> [EXERCISE AIM] Output the material exactly, but drop every image it holds.
◇ ◇ ◇ ◇ ◇ ◇ ◇
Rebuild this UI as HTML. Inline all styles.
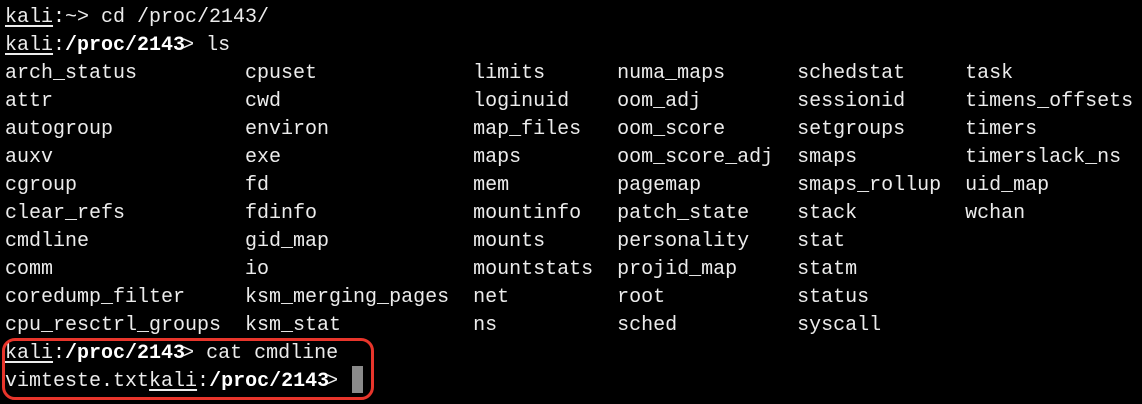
<!DOCTYPE html>
<html><head><meta charset="utf-8"><style>
html,body{margin:0;padding:0;background:#000;width:1142px;height:404px;overflow:hidden}
pre{margin:0;position:absolute;left:5px;top:4px;font-family:"Liberation Mono",monospace;font-size:20px;line-height:28px;color:#ececec}
u{text-decoration:underline;text-underline-offset:3px}
b{font-weight:bold;color:#fff}
.gt{margin-left:-3px}
.box{position:absolute;left:2px;top:338px;width:366px;height:56px;border:3px solid #e8352b;border-radius:13px}
.cur{position:absolute;left:352px;top:366px;width:11px;height:27px;background:#8a8a8a}
</style></head><body>
<pre><u>kali</u>:~&gt; cd /proc/2143/
<u>kali</u>:<b>/proc/2143</b><span class="gt">&gt;</span> ls
arch_status         cpuset             limits      numa_maps      schedstat     task
attr                cwd                loginuid    oom_adj        sessionid     timens_offsets
autogroup           environ            map_files   oom_score      setgroups     timers
auxv                exe                maps        oom_score_adj  smaps         timerslack_ns
cgroup              fd                 mem         pagemap        smaps_rollup  uid_map
clear_refs          fdinfo             mountinfo   patch_state    stack         wchan
cmdline             gid_map            mounts      personality    stat
comm                io                 mountstats  projid_map     statm
coredump_filter     ksm_merging_pages  net         root           status
cpu_resctrl_groups  ksm_stat           ns          sched          syscall
<u>kali</u>:<b>/proc/2143</b><span class="gt">&gt;</span> cat cmdline
vimteste.txt<u>kali</u>:<b>/proc/2143</b><span class="gt">&gt;</span></pre>
<div class="cur"></div>
<div class="box"></div>
</body></html>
◇ ◇ ◇ ◇ ◇ ◇ ◇
> [FULL SOLUTION]
Rebuild this UI as HTML. Inline all styles.
<!DOCTYPE html>
<html><head><meta charset="utf-8"><style>
html,body{margin:0;padding:0;background:#000;width:1142px;height:404px;overflow:hidden}
pre{margin:0;position:absolute;left:5px;top:4px;font-family:"Liberation Mono",monospace;font-size:20px;line-height:28px;color:#ececec}
u{text-decoration:underline;text-underline-offset:3px}
b{font-weight:bold;color:#fff}
.gt{margin-left:-3px}
.box{position:absolute;left:2px;top:338px;width:366px;height:56px;border:3px solid #e8352b;border-radius:13px}
.cur{position:absolute;left:352px;top:366px;width:11px;height:27px;background:#8a8a8a}
</style></head><body>
<pre><u>kali</u>:~&gt; cd /proc/2143/
<u>kali</u>:<b>/proc/2143</b><span class="gt">&gt;</span> ls
arch_status         cpuset             limits      numa_maps      schedstat     task
attr                cwd                loginuid    oom_adj        sessionid     timens_offsets
autogroup           environ            map_files   oom_score      setgroups     timers
auxv                exe                maps        oom_score_adj  smaps         timerslack_ns
cgroup              fd                 mem         pagemap        smaps_rollup  uid_map
clear_refs          fdinfo             mountinfo   patch_state    stack         wchan
cmdline             gid_map            mounts      personality    stat
comm                io                 mountstats  projid_map     statm
coredump_filter     ksm_merging_pages  net         root           status
cpu_resctrl_groups  ksm_stat           ns          sched          syscall
<u>kali</u>:<b>/proc/2143</b><span class="gt">&gt;</span> cat cmdline
vimteste.txt<u>kali</u>:<b>/proc/2143</b><span class="gt">&gt;</span></pre>
<div class="cur"></div>
<div class="box"></div>
</body></html>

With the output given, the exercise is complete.